Biden OKs release of 30 million barrels of oil from Strategic Petroleum Reserve
President Joe Biden authorized on Tuesday the release of 30 million barrels of oil from the Strategic Petroleum Reserve, part of an international boost to the global oil supply that has been disrupted by Russia’s invasion of Ukraine.
The reserve is a complex of four sites with deep underground storage caverns in salt domes along the Louisiana and Texas Gulf Coasts.
The U.S. contribution will make up half of the reserve oil that the International Energy Alliance, a collection of 31 mostly European countries that also includes the United States, agreed to collectively release, White House press secretary Jen Psaki said in a statement.
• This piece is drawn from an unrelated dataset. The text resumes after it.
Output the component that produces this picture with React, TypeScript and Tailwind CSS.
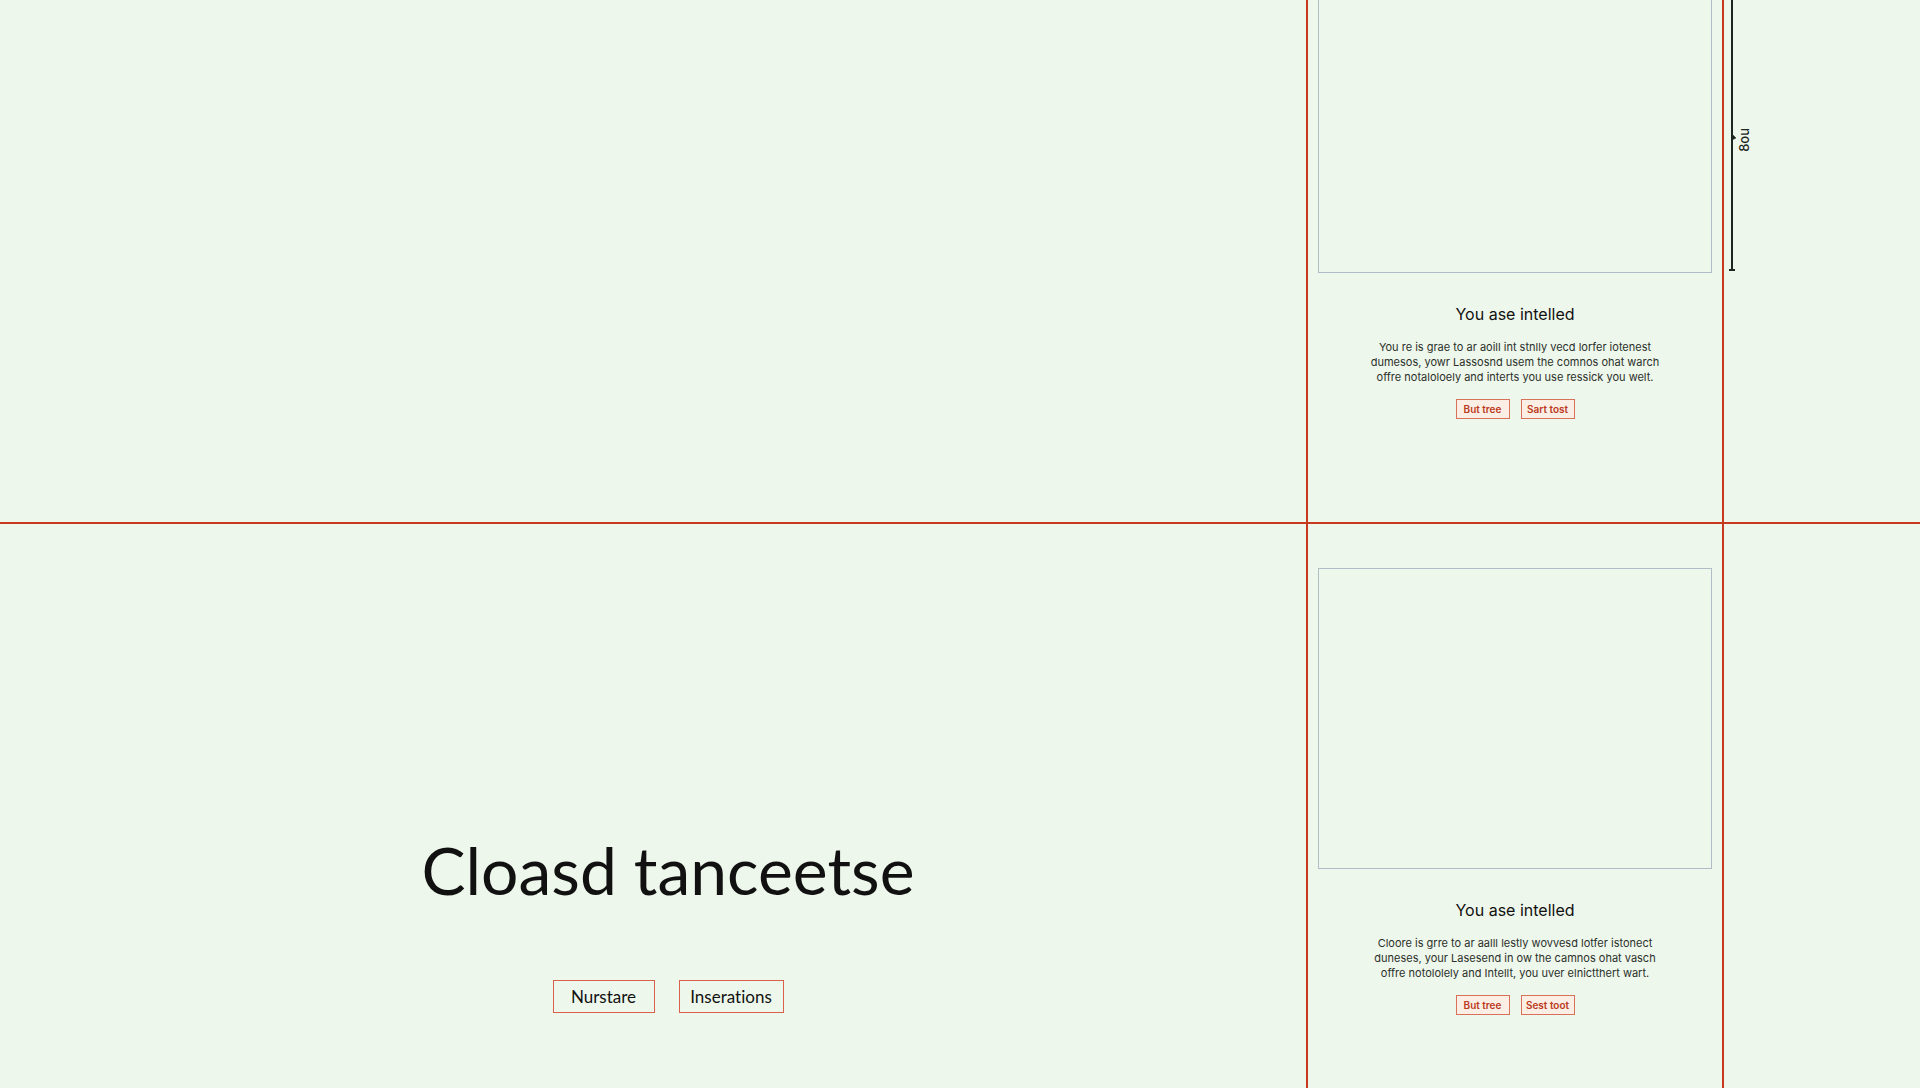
/**
 * Layout guide sheet: a hero cell and two preview cards between ruled guides
 */
interface PreviewCardProps {
  heading: string;
  lines: string[];
  actions: string[];
  cropped?: boolean;
}

function PreviewCard({ heading, lines, actions, cropped = false }: PreviewCardProps) {
  return (
    <article
      className={`border-x-2 border-[#c8381c] px-[10px] text-center font-['Inter',sans-serif] ${cropped ? 'pb-[103px]' : 'pt-11 pb-[73px]'}`}
    >
      <div className={`border border-[#b0bcc6] ${cropped ? 'h-[273px] border-t-0' : 'h-[301px]'}`} />
      <h2 className="mt-[29px] text-base leading-6 text-[#111]">{heading}</h2>
      <p className="mt-[14px] text-[11px] leading-[15px] text-[#2b302b]">
        {lines.map((line) => (
          <span key={line} className="block whitespace-nowrap">
            {line}
          </span>
        ))}
      </p>
      <div className="mt-[14px] flex justify-center gap-[11px]">
        {actions.map((action) => (
          <button
            key={action}
            type="button"
            className="h-5 w-[54px] border border-[#d9705a] bg-[#fbeee5] text-[10px] leading-4 font-semibold whitespace-nowrap text-[#bb3a20]"
          >
            {action}
          </button>
        ))}
      </div>
    </article>
  );
}

function HeightMarker() {
  return (
    <div className="flex items-start pl-[5px]">
      <svg width="8" height="273" viewBox="0 0 8 273" fill="none" stroke="#1c2621">
        <path d="M3 0V271" strokeWidth="2" />
        <path d="M0 270H6" strokeWidth="2" />
        <path d="M3 134L7 138L3 140Z" fill="#1c2621" strokeWidth="0.5" />
      </svg>
      <span className="mt-[128px] rotate-180 font-['Inter',sans-serif] text-[13px] leading-[14px] font-medium text-[#1c2621] [writing-mode:vertical-rl]">
        8ou
      </span>
    </div>
  );
}

export default function App() {
  return (
    <main className="min-h-screen bg-[#eef7eb] font-['Lato',sans-serif]">
      <section className="grid grid-cols-[1fr_418px_196px] border-b-2 border-[#c8381c]">
        <div />
        <PreviewCard
          cropped
          heading="You ase intelled"
          lines={[
            'You re is grae to ar aoill int stnlly vecd lorfer iotenest',
            'dumesos, yowr Lassosnd usem the comnos ohat warch',
            'offre notaloloely and interts you use ressick you welt.',
          ]}
          actions={['But tree', 'Sart tost']}
        />
        <HeightMarker />
      </section>

      <section className="grid grid-cols-[1fr_418px_196px]">
        <div className="flex flex-col items-center justify-end pb-[75px] pl-[30px] [font-variant-ligatures:none]">
          <h1 className="text-[66px] leading-[80px] text-[#111]">Cloasd tanceetse</h1>
          <div className="mt-[70px] flex gap-6">
            <button type="button" className="h-[33px] w-[102px] border border-[#d9604a] text-[17px] text-[#111]">
              Nurstare
            </button>
            <button type="button" className="h-[33px] w-[105px] border border-[#d9604a] text-[17px] text-[#111]">
              Inserations
            </button>
          </div>
        </div>
        <PreviewCard
          heading="You ase intelled"
          lines={[
            'Cloore is grre to ar aalll lestly wovvesd lotfer istonect',
            'duneses, your Lasesend in ow the camnos ohat vasch',
            'offre notololely and Intellt, you uver elnictthert wart.',
          ]}
          actions={['But tree', 'Sest toot']}
        />
        <div />
      </section>
    </main>
  );
}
The release is meant to counteract Russian President Vladimir Putin’s “weaponization of oil and gas,” Psaki said.
“Today’s announcement is another example of partners around the world condemning Russia’s unprovoked and unjustified invasion of Ukraine and working together to address the impact of President Putin’s war of choice,” Psaki said.
Russia’s oil and gas sector is the most significant piece of its economy that the U.S. has not sanctioned after Russia invaded Ukraine last week.
Since the fighting began, Biden has often repeated he is seeking to minimize the impact to U.S. consumers, including curbing any rise in prices at gas pumps.
The war has already led to a disruption of the global energy market, Biden said in a memorandum authorizing the release.
“Russia’s actions in Ukraine have resulted in energy supply shortages of significant scope and duration and have already caused a substantial increase in oil prices worldwide,” the memo reads.
Energy Secretary Jennifer L. Granholm said the administration may draw down more from the reserve if the conflict persists.
“We stand prepared to take additional measures if conditions warrant,” she said in a statement.
The Energy Department reported the reserve held about 588 million barrels as of the end of January.
Releasing oil from the Strategic Petroleum Reserve is one of only a few options policymakers have to contain the price of energy supplies, Patrick De Haan, the head of petroleum analysis for the gas price-tracking company GasBuddy, said in an interview last week.
But a one-time release is not particularly effective at keeping prices in check, De Haan said, and it’s also not the actual purpose of the reserve.
“Unless there’s an actual physical disruption, the SPR should be used for its intended purpose,” he said. “It’s the strategic petroleum reserve, not the price reduction reserve.”